## WHAT YOU NEED TO DO
Please output every line of the material as it stands, without the pictures.

=== INFORMATION SHOWN ===

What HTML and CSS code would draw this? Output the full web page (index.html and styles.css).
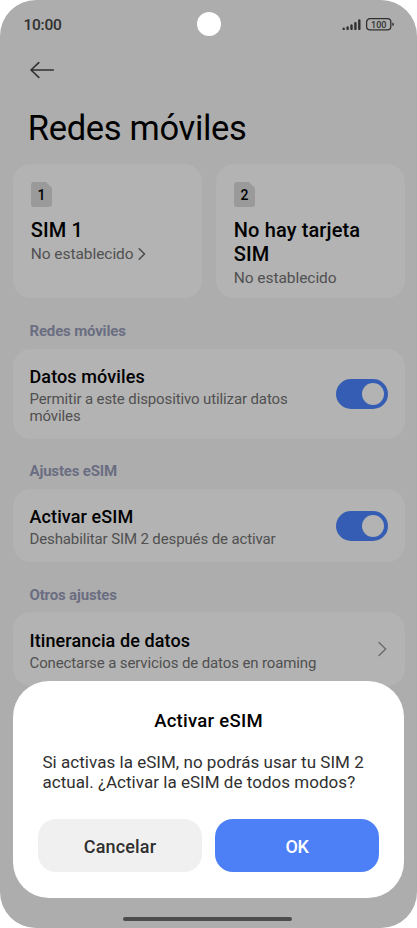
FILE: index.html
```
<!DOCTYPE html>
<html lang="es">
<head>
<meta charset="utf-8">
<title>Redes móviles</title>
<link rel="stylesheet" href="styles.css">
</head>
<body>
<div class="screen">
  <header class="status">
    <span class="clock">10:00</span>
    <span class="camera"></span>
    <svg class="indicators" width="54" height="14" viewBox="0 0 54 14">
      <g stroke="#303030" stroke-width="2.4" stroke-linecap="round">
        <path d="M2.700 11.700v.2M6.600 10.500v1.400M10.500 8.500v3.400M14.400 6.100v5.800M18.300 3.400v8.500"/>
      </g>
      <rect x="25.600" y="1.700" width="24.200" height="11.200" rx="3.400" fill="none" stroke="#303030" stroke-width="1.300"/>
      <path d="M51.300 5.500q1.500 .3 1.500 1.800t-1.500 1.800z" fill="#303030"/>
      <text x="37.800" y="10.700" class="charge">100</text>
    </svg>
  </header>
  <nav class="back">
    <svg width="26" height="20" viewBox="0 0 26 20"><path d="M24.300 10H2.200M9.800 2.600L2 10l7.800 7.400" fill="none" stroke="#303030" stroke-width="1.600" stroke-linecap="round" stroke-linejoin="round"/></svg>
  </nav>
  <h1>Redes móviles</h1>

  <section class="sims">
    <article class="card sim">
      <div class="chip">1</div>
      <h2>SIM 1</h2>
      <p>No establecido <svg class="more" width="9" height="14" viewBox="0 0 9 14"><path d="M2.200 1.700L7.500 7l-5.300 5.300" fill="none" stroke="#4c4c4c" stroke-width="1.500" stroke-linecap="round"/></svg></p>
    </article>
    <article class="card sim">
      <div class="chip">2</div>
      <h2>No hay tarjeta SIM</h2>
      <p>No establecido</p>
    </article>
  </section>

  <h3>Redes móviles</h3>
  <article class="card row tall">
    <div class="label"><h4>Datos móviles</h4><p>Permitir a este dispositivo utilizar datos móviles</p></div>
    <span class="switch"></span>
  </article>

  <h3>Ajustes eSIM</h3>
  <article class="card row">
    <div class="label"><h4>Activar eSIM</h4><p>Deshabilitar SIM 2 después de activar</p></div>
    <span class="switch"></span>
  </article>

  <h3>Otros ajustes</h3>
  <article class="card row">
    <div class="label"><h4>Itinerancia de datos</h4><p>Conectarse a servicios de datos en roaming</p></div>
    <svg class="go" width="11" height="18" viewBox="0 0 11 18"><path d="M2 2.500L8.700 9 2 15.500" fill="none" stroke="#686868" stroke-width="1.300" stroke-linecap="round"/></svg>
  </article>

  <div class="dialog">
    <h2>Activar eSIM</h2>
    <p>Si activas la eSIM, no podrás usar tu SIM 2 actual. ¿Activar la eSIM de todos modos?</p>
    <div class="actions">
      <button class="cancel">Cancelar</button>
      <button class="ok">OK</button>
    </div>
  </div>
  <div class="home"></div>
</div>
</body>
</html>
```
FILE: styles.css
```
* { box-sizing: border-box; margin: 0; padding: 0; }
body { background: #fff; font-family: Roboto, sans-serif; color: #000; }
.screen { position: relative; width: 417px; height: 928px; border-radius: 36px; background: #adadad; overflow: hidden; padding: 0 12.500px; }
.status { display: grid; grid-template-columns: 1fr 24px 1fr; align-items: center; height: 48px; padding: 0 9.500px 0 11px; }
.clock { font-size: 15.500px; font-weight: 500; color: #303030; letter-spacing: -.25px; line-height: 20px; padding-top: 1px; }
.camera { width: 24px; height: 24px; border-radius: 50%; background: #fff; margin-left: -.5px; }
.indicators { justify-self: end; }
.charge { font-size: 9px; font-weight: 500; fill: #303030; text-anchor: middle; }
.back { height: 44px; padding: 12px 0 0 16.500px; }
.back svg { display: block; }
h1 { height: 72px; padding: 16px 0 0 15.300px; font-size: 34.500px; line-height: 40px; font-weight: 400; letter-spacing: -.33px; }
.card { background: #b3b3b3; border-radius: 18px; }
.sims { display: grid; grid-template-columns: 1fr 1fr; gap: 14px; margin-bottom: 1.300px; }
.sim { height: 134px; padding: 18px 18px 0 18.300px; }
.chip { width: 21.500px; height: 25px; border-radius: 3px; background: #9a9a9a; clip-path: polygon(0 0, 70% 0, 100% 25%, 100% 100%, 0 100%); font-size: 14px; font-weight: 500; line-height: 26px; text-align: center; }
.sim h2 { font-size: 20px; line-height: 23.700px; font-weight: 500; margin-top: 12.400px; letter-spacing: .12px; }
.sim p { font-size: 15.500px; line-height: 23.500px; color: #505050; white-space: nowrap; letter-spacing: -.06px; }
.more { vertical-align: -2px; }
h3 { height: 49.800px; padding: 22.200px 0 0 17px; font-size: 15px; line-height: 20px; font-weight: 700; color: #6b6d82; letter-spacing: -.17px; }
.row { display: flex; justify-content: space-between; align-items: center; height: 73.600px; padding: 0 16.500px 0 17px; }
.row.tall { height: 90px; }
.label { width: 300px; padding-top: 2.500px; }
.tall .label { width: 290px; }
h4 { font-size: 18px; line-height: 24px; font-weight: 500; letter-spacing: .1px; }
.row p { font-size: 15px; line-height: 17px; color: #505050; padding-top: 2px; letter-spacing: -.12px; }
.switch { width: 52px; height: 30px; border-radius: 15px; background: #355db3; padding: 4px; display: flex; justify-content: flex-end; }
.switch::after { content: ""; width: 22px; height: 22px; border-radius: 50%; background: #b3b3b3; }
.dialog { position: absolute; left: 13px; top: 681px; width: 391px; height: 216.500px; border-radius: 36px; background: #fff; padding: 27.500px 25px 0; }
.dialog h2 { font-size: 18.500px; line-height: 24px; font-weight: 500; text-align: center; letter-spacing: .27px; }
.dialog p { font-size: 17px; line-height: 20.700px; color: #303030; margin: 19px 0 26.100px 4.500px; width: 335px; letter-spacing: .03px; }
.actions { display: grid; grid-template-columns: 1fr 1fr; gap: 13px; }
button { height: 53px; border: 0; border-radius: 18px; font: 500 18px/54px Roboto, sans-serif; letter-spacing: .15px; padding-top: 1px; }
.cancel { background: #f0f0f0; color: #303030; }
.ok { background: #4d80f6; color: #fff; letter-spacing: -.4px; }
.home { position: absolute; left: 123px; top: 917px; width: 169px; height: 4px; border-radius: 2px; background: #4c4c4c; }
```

===

## SOLUTION
What HTML and CSS code would draw this? Output the full web page (index.html and styles.css).
FILE: index.html
```
<!DOCTYPE html>
<html lang="es">
<head>
<meta charset="utf-8">
<title>Redes móviles</title>
<link rel="stylesheet" href="styles.css">
</head>
<body>
<div class="screen">
  <header class="status">
    <span class="clock">10:00</span>
    <span class="camera"></span>
    <svg class="indicators" width="54" height="14" viewBox="0 0 54 14">
      <g stroke="#303030" stroke-width="2.4" stroke-linecap="round">
        <path d="M2.700 11.700v.2M6.600 10.500v1.400M10.500 8.500v3.400M14.400 6.100v5.800M18.300 3.400v8.500"/>
      </g>
      <rect x="25.600" y="1.700" width="24.200" height="11.200" rx="3.400" fill="none" stroke="#303030" stroke-width="1.300"/>
      <path d="M51.300 5.500q1.500 .3 1.500 1.800t-1.500 1.800z" fill="#303030"/>
      <text x="37.800" y="10.700" class="charge">100</text>
    </svg>
  </header>
  <nav class="back">
    <svg width="26" height="20" viewBox="0 0 26 20"><path d="M24.300 10H2.200M9.800 2.600L2 10l7.800 7.400" fill="none" stroke="#303030" stroke-width="1.600" stroke-linecap="round" stroke-linejoin="round"/></svg>
  </nav>
  <h1>Redes móviles</h1>

  <section class="sims">
    <article class="card sim">
      <div class="chip">1</div>
      <h2>SIM 1</h2>
      <p>No establecido <svg class="more" width="9" height="14" viewBox="0 0 9 14"><path d="M2.200 1.700L7.500 7l-5.300 5.300" fill="none" stroke="#4c4c4c" stroke-width="1.500" stroke-linecap="round"/></svg></p>
    </article>
    <article class="card sim">
      <div class="chip">2</div>
      <h2>No hay tarjeta SIM</h2>
      <p>No establecido</p>
    </article>
  </section>

  <h3>Redes móviles</h3>
  <article class="card row tall">
    <div class="label"><h4>Datos móviles</h4><p>Permitir a este dispositivo utilizar datos móviles</p></div>
    <span class="switch"></span>
  </article>

  <h3>Ajustes eSIM</h3>
  <article class="card row">
    <div class="label"><h4>Activar eSIM</h4><p>Deshabilitar SIM 2 después de activar</p></div>
    <span class="switch"></span>
  </article>

  <h3>Otros ajustes</h3>
  <article class="card row">
    <div class="label"><h4>Itinerancia de datos</h4><p>Conectarse a servicios de datos en roaming</p></div>
    <svg class="go" width="11" height="18" viewBox="0 0 11 18"><path d="M2 2.500L8.700 9 2 15.500" fill="none" stroke="#686868" stroke-width="1.300" stroke-linecap="round"/></svg>
  </article>

  <div class="dialog">
    <h2>Activar eSIM</h2>
    <p>Si activas la eSIM, no podrás usar tu SIM 2 actual. ¿Activar la eSIM de todos modos?</p>
    <div class="actions">
      <button class="cancel">Cancelar</button>
      <button class="ok">OK</button>
    </div>
  </div>
  <div class="home"></div>
</div>
</body>
</html>
```
FILE: styles.css
```
* { box-sizing: border-box; margin: 0; padding: 0; }
body { background: #fff; font-family: Roboto, sans-serif; color: #000; }
.screen { position: relative; width: 417px; height: 928px; border-radius: 36px; background: #adadad; overflow: hidden; padding: 0 12.500px; }
.status { display: grid; grid-template-columns: 1fr 24px 1fr; align-items: center; height: 48px; padding: 0 9.500px 0 11px; }
.clock { font-size: 15.500px; font-weight: 500; color: #303030; letter-spacing: -.25px; line-height: 20px; padding-top: 1px; }
.camera { width: 24px; height: 24px; border-radius: 50%; background: #fff; margin-left: -.5px; }
.indicators { justify-self: end; }
.charge { font-size: 9px; font-weight: 500; fill: #303030; text-anchor: middle; }
.back { height: 44px; padding: 12px 0 0 16.500px; }
.back svg { display: block; }
h1 { height: 72px; padding: 16px 0 0 15.300px; font-size: 34.500px; line-height: 40px; font-weight: 400; letter-spacing: -.33px; }
.card { background: #b3b3b3; border-radius: 18px; }
.sims { display: grid; grid-template-columns: 1fr 1fr; gap: 14px; margin-bottom: 1.300px; }
.sim { height: 134px; padding: 18px 18px 0 18.300px; }
.chip { width: 21.500px; height: 25px; border-radius: 3px; background: #9a9a9a; clip-path: polygon(0 0, 70% 0, 100% 25%, 100% 100%, 0 100%); font-size: 14px; font-weight: 500; line-height: 26px; text-align: center; }
.sim h2 { font-size: 20px; line-height: 23.700px; font-weight: 500; margin-top: 12.400px; letter-spacing: .12px; }
.sim p { font-size: 15.500px; line-height: 23.500px; color: #505050; white-space: nowrap; letter-spacing: -.06px; }
.more { vertical-align: -2px; }
h3 { height: 49.800px; padding: 22.200px 0 0 17px; font-size: 15px; line-height: 20px; font-weight: 700; color: #6b6d82; letter-spacing: -.17px; }
.row { display: flex; justify-content: space-between; align-items: center; height: 73.600px; padding: 0 16.500px 0 17px; }
.row.tall { height: 90px; }
.label { width: 300px; padding-top: 2.500px; }
.tall .label { width: 290px; }
h4 { font-size: 18px; line-height: 24px; font-weight: 500; letter-spacing: .1px; }
.row p { font-size: 15px; line-height: 17px; color: #505050; padding-top: 2px; letter-spacing: -.12px; }
.switch { width: 52px; height: 30px; border-radius: 15px; background: #355db3; padding: 4px; display: flex; justify-content: flex-end; }
.switch::after { content: ""; width: 22px; height: 22px; border-radius: 50%; background: #b3b3b3; }
.dialog { position: absolute; left: 13px; top: 681px; width: 391px; height: 216.500px; border-radius: 36px; background: #fff; padding: 27.500px 25px 0; }
.dialog h2 { font-size: 18.500px; line-height: 24px; font-weight: 500; text-align: center; letter-spacing: .27px; }
.dialog p { font-size: 17px; line-height: 20.700px; color: #303030; margin: 19px 0 26.100px 4.500px; width: 335px; letter-spacing: .03px; }
.actions { display: grid; grid-template-columns: 1fr 1fr; gap: 13px; }
button { height: 53px; border: 0; border-radius: 18px; font: 500 18px/54px Roboto, sans-serif; letter-spacing: .15px; padding-top: 1px; }
.cancel { background: #f0f0f0; color: #303030; }
.ok { background: #4d80f6; color: #fff; letter-spacing: -.4px; }
.home { position: absolute; left: 123px; top: 917px; width: 169px; height: 4px; border-radius: 2px; background: #4c4c4c; }
```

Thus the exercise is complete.